# Instructions for the task
Exactly repeat the material, dropping only the pictures.

# Data section
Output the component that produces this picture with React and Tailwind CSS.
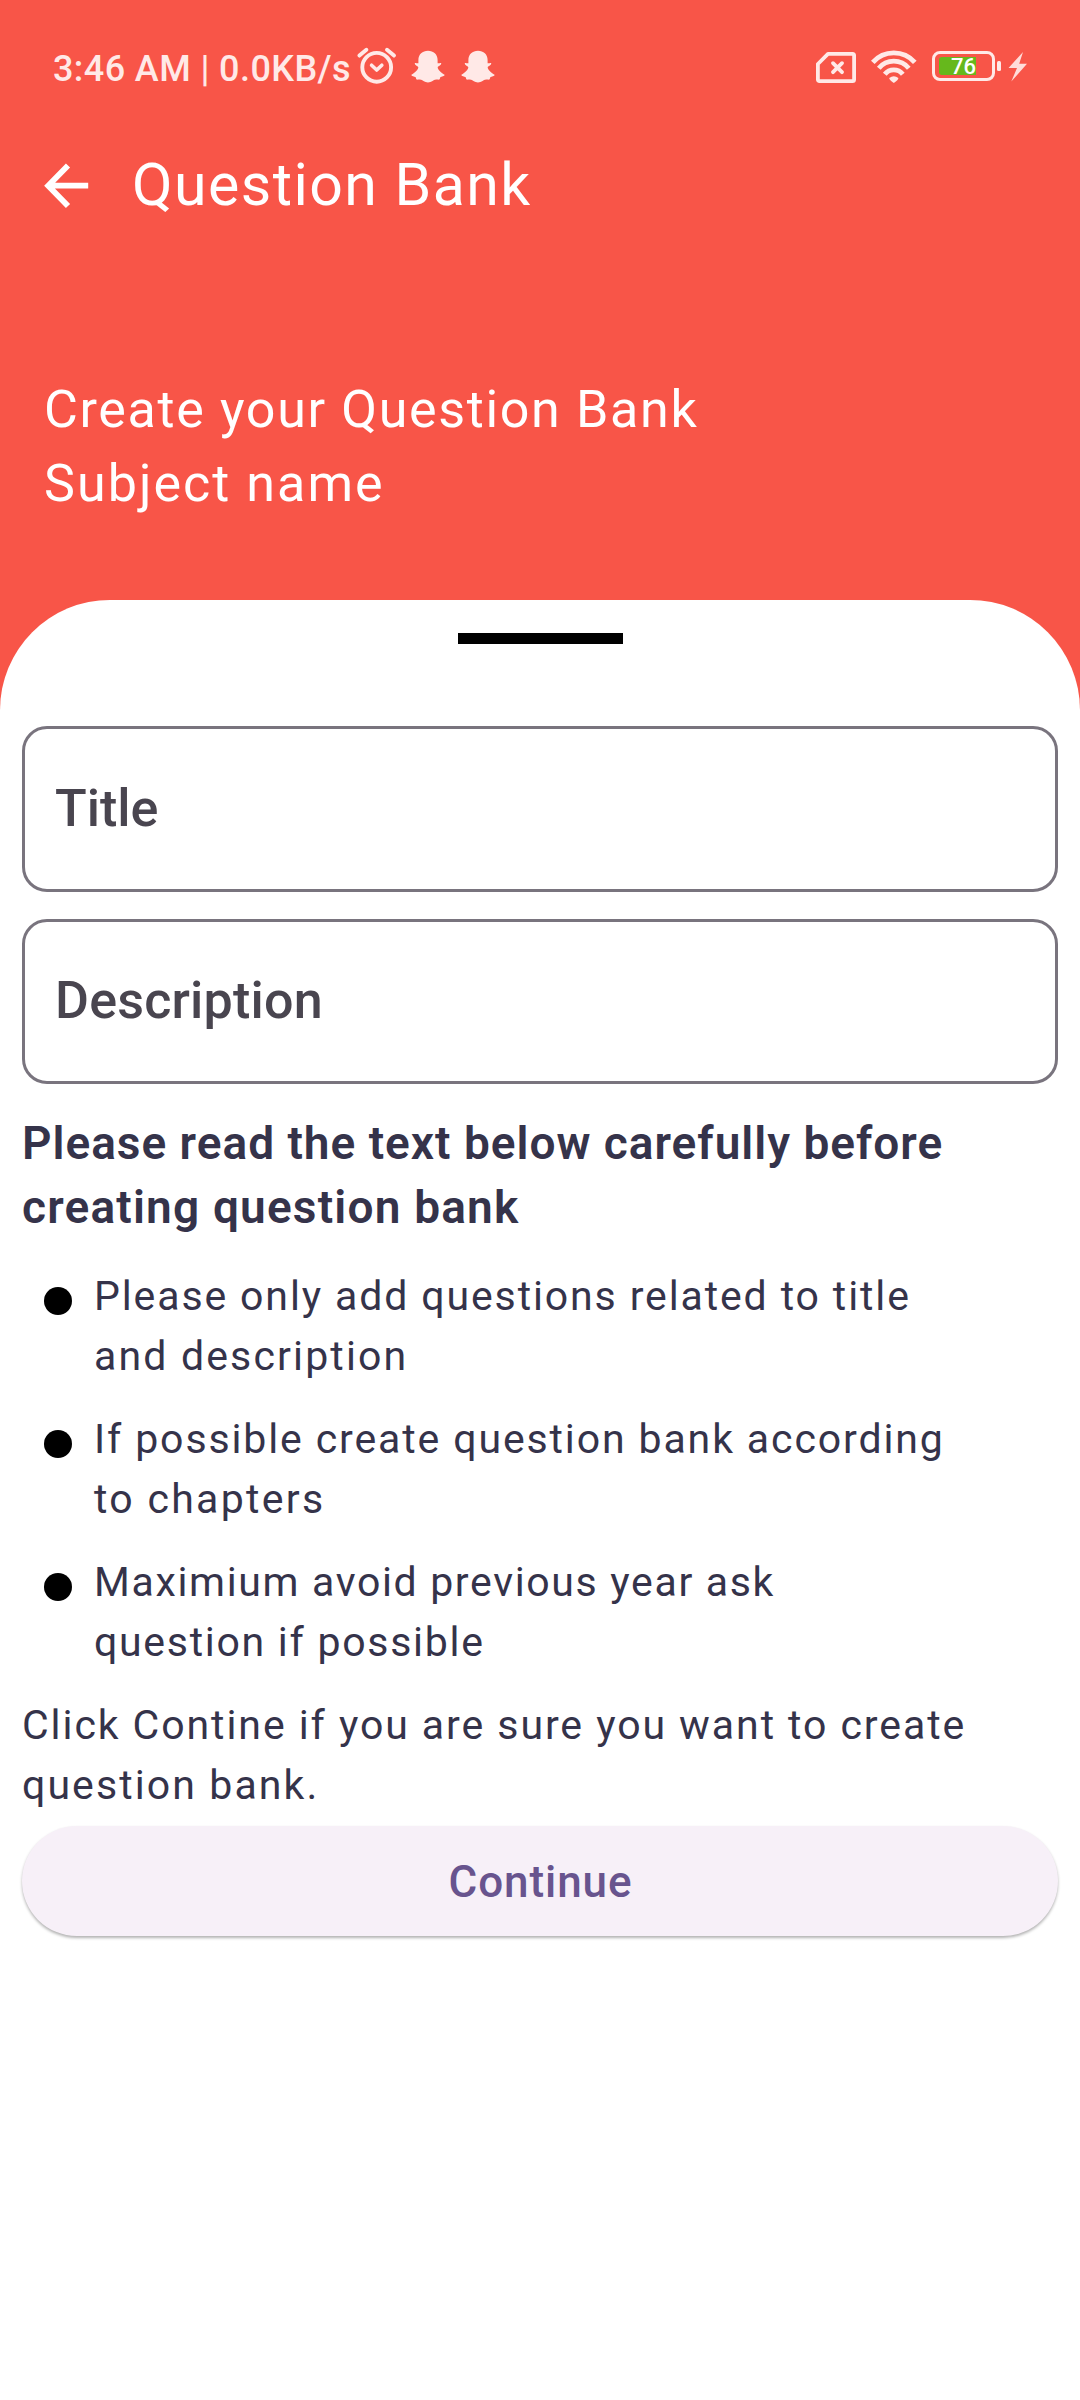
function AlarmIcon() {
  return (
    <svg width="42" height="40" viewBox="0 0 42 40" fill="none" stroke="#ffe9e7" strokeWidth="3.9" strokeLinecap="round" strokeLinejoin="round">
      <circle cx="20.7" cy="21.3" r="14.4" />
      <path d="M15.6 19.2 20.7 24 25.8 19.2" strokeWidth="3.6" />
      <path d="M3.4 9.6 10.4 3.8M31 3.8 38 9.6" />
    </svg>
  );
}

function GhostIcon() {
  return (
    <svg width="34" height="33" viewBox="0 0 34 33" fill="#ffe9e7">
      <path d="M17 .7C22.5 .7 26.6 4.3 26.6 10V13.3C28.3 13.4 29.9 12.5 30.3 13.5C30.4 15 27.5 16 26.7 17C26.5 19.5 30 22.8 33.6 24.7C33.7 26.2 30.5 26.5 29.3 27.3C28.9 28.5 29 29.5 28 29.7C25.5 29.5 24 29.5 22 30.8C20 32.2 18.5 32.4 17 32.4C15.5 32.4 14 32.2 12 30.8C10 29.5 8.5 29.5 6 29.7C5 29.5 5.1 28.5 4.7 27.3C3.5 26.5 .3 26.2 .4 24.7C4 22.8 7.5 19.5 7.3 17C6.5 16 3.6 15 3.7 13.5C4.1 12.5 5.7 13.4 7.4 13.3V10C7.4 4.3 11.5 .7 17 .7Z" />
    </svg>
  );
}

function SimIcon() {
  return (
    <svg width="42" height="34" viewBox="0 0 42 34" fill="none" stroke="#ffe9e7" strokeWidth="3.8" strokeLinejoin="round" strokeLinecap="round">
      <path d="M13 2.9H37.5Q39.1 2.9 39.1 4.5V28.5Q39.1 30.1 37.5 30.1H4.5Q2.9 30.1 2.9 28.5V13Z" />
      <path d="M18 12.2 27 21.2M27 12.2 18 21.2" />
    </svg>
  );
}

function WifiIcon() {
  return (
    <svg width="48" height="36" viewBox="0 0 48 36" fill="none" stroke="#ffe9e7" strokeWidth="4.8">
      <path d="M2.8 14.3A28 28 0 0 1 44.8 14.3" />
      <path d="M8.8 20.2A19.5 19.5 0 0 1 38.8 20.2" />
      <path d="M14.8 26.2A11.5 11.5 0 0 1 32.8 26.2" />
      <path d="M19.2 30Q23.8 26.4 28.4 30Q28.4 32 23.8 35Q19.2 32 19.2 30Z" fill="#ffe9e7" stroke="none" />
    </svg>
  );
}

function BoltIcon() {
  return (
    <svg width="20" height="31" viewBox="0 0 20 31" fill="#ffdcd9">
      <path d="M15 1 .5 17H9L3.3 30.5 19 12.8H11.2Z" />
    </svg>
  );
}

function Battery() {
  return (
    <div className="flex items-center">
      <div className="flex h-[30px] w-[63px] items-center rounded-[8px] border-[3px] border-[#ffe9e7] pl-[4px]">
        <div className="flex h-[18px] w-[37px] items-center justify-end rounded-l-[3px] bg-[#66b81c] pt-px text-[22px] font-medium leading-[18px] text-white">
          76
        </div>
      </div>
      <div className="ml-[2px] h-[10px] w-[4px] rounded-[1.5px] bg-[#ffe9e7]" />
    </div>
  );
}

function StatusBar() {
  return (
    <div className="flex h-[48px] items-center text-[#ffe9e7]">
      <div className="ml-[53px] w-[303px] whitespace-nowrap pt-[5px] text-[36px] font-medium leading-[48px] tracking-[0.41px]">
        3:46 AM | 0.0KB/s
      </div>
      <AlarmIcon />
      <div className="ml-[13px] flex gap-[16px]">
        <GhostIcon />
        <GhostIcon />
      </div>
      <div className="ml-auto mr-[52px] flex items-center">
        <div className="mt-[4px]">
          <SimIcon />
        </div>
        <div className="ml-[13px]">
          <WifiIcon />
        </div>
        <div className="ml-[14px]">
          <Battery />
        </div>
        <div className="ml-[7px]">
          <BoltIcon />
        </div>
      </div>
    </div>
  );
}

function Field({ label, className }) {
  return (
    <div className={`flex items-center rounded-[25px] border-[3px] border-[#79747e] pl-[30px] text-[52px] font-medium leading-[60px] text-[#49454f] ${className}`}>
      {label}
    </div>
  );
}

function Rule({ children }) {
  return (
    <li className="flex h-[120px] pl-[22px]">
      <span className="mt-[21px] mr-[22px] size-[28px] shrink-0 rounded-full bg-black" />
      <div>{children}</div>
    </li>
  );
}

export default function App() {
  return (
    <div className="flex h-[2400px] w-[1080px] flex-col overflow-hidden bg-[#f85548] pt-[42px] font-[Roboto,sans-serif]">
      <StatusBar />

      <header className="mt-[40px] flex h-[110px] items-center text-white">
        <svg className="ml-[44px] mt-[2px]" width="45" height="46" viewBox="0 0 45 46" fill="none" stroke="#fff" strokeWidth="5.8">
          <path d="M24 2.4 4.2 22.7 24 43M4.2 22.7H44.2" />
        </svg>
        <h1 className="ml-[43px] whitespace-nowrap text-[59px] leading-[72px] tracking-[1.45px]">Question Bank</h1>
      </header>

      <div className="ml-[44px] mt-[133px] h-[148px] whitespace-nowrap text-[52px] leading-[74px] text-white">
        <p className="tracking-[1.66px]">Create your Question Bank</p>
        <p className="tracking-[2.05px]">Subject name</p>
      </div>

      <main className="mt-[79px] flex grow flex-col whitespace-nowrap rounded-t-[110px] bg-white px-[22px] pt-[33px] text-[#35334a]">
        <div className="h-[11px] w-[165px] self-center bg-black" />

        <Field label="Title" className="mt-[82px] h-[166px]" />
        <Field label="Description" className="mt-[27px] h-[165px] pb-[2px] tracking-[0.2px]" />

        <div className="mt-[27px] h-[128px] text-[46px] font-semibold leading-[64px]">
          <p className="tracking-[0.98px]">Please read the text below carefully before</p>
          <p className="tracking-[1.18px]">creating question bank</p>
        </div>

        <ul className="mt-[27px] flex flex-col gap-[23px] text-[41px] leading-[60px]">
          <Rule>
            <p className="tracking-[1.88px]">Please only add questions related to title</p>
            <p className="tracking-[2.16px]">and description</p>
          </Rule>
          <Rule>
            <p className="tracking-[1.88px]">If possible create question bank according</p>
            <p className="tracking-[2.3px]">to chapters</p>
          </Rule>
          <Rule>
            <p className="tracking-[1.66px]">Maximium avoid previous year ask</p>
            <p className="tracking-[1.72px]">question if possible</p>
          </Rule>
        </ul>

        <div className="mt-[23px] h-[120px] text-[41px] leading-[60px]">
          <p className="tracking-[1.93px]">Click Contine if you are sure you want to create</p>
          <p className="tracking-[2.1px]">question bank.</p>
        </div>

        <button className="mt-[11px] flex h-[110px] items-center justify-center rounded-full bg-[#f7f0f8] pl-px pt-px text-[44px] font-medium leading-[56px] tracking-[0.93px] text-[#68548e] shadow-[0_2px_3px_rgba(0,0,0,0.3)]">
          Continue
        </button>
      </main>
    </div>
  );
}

# Solution to this task
Output the component that produces this picture with React and Tailwind CSS.
function AlarmIcon() {
  return (
    <svg width="42" height="40" viewBox="0 0 42 40" fill="none" stroke="#ffe9e7" strokeWidth="3.9" strokeLinecap="round" strokeLinejoin="round">
      <circle cx="20.7" cy="21.3" r="14.4" />
      <path d="M15.6 19.2 20.7 24 25.8 19.2" strokeWidth="3.6" />
      <path d="M3.4 9.6 10.4 3.8M31 3.8 38 9.6" />
    </svg>
  );
}

function GhostIcon() {
  return (
    <svg width="34" height="33" viewBox="0 0 34 33" fill="#ffe9e7">
      <path d="M17 .7C22.5 .7 26.6 4.3 26.6 10V13.3C28.3 13.4 29.9 12.5 30.3 13.5C30.4 15 27.5 16 26.7 17C26.5 19.5 30 22.8 33.6 24.7C33.7 26.2 30.5 26.5 29.3 27.3C28.9 28.5 29 29.5 28 29.7C25.5 29.5 24 29.5 22 30.8C20 32.2 18.5 32.4 17 32.4C15.5 32.4 14 32.2 12 30.8C10 29.5 8.5 29.5 6 29.7C5 29.5 5.1 28.5 4.7 27.3C3.5 26.5 .3 26.2 .4 24.7C4 22.8 7.5 19.5 7.3 17C6.5 16 3.6 15 3.7 13.5C4.1 12.5 5.7 13.4 7.4 13.3V10C7.4 4.3 11.5 .7 17 .7Z" />
    </svg>
  );
}

function SimIcon() {
  return (
    <svg width="42" height="34" viewBox="0 0 42 34" fill="none" stroke="#ffe9e7" strokeWidth="3.8" strokeLinejoin="round" strokeLinecap="round">
      <path d="M13 2.9H37.5Q39.1 2.9 39.1 4.5V28.5Q39.1 30.1 37.5 30.1H4.5Q2.9 30.1 2.9 28.5V13Z" />
      <path d="M18 12.2 27 21.2M27 12.2 18 21.2" />
    </svg>
  );
}

function WifiIcon() {
  return (
    <svg width="48" height="36" viewBox="0 0 48 36" fill="none" stroke="#ffe9e7" strokeWidth="4.8">
      <path d="M2.8 14.3A28 28 0 0 1 44.8 14.3" />
      <path d="M8.8 20.2A19.5 19.5 0 0 1 38.8 20.2" />
      <path d="M14.8 26.2A11.5 11.5 0 0 1 32.8 26.2" />
      <path d="M19.2 30Q23.8 26.4 28.4 30Q28.4 32 23.8 35Q19.2 32 19.2 30Z" fill="#ffe9e7" stroke="none" />
    </svg>
  );
}

function BoltIcon() {
  return (
    <svg width="20" height="31" viewBox="0 0 20 31" fill="#ffdcd9">
      <path d="M15 1 .5 17H9L3.3 30.5 19 12.8H11.2Z" />
    </svg>
  );
}

function Battery() {
  return (
    <div className="flex items-center">
      <div className="flex h-[30px] w-[63px] items-center rounded-[8px] border-[3px] border-[#ffe9e7] pl-[4px]">
        <div className="flex h-[18px] w-[37px] items-center justify-end rounded-l-[3px] bg-[#66b81c] pt-px text-[22px] font-medium leading-[18px] text-white">
          76
        </div>
      </div>
      <div className="ml-[2px] h-[10px] w-[4px] rounded-[1.5px] bg-[#ffe9e7]" />
    </div>
  );
}

function StatusBar() {
  return (
    <div className="flex h-[48px] items-center text-[#ffe9e7]">
      <div className="ml-[53px] w-[303px] whitespace-nowrap pt-[5px] text-[36px] font-medium leading-[48px] tracking-[0.41px]">
        3:46 AM | 0.0KB/s
      </div>
      <AlarmIcon />
      <div className="ml-[13px] flex gap-[16px]">
        <GhostIcon />
        <GhostIcon />
      </div>
      <div className="ml-auto mr-[52px] flex items-center">
        <div className="mt-[4px]">
          <SimIcon />
        </div>
        <div className="ml-[13px]">
          <WifiIcon />
        </div>
        <div className="ml-[14px]">
          <Battery />
        </div>
        <div className="ml-[7px]">
          <BoltIcon />
        </div>
      </div>
    </div>
  );
}

function Field({ label, className }) {
  return (
    <div className={`flex items-center rounded-[25px] border-[3px] border-[#79747e] pl-[30px] text-[52px] font-medium leading-[60px] text-[#49454f] ${className}`}>
      {label}
    </div>
  );
}

function Rule({ children }) {
  return (
    <li className="flex h-[120px] pl-[22px]">
      <span className="mt-[21px] mr-[22px] size-[28px] shrink-0 rounded-full bg-black" />
      <div>{children}</div>
    </li>
  );
}

export default function App() {
  return (
    <div className="flex h-[2400px] w-[1080px] flex-col overflow-hidden bg-[#f85548] pt-[42px] font-[Roboto,sans-serif]">
      <StatusBar />

      <header className="mt-[40px] flex h-[110px] items-center text-white">
        <svg className="ml-[44px] mt-[2px]" width="45" height="46" viewBox="0 0 45 46" fill="none" stroke="#fff" strokeWidth="5.8">
          <path d="M24 2.4 4.2 22.7 24 43M4.2 22.7H44.2" />
        </svg>
        <h1 className="ml-[43px] whitespace-nowrap text-[59px] leading-[72px] tracking-[1.45px]">Question Bank</h1>
      </header>

      <div className="ml-[44px] mt-[133px] h-[148px] whitespace-nowrap text-[52px] leading-[74px] text-white">
        <p className="tracking-[1.66px]">Create your Question Bank</p>
        <p className="tracking-[2.05px]">Subject name</p>
      </div>

      <main className="mt-[79px] flex grow flex-col whitespace-nowrap rounded-t-[110px] bg-white px-[22px] pt-[33px] text-[#35334a]">
        <div className="h-[11px] w-[165px] self-center bg-black" />

        <Field label="Title" className="mt-[82px] h-[166px]" />
        <Field label="Description" className="mt-[27px] h-[165px] pb-[2px] tracking-[0.2px]" />

        <div className="mt-[27px] h-[128px] text-[46px] font-semibold leading-[64px]">
          <p className="tracking-[0.98px]">Please read the text below carefully before</p>
          <p className="tracking-[1.18px]">creating question bank</p>
        </div>

        <ul className="mt-[27px] flex flex-col gap-[23px] text-[41px] leading-[60px]">
          <Rule>
            <p className="tracking-[1.88px]">Please only add questions related to title</p>
            <p className="tracking-[2.16px]">and description</p>
          </Rule>
          <Rule>
            <p className="tracking-[1.88px]">If possible create question bank according</p>
            <p className="tracking-[2.3px]">to chapters</p>
          </Rule>
          <Rule>
            <p className="tracking-[1.66px]">Maximium avoid previous year ask</p>
            <p className="tracking-[1.72px]">question if possible</p>
          </Rule>
        </ul>

        <div className="mt-[23px] h-[120px] text-[41px] leading-[60px]">
          <p className="tracking-[1.93px]">Click Contine if you are sure you want to create</p>
          <p className="tracking-[2.1px]">question bank.</p>
        </div>

        <button className="mt-[11px] flex h-[110px] items-center justify-center rounded-full bg-[#f7f0f8] pl-px pt-px text-[44px] font-medium leading-[56px] tracking-[0.93px] text-[#68548e] shadow-[0_2px_3px_rgba(0,0,0,0.3)]">
          Continue
        </button>
      </main>
    </div>
  );
}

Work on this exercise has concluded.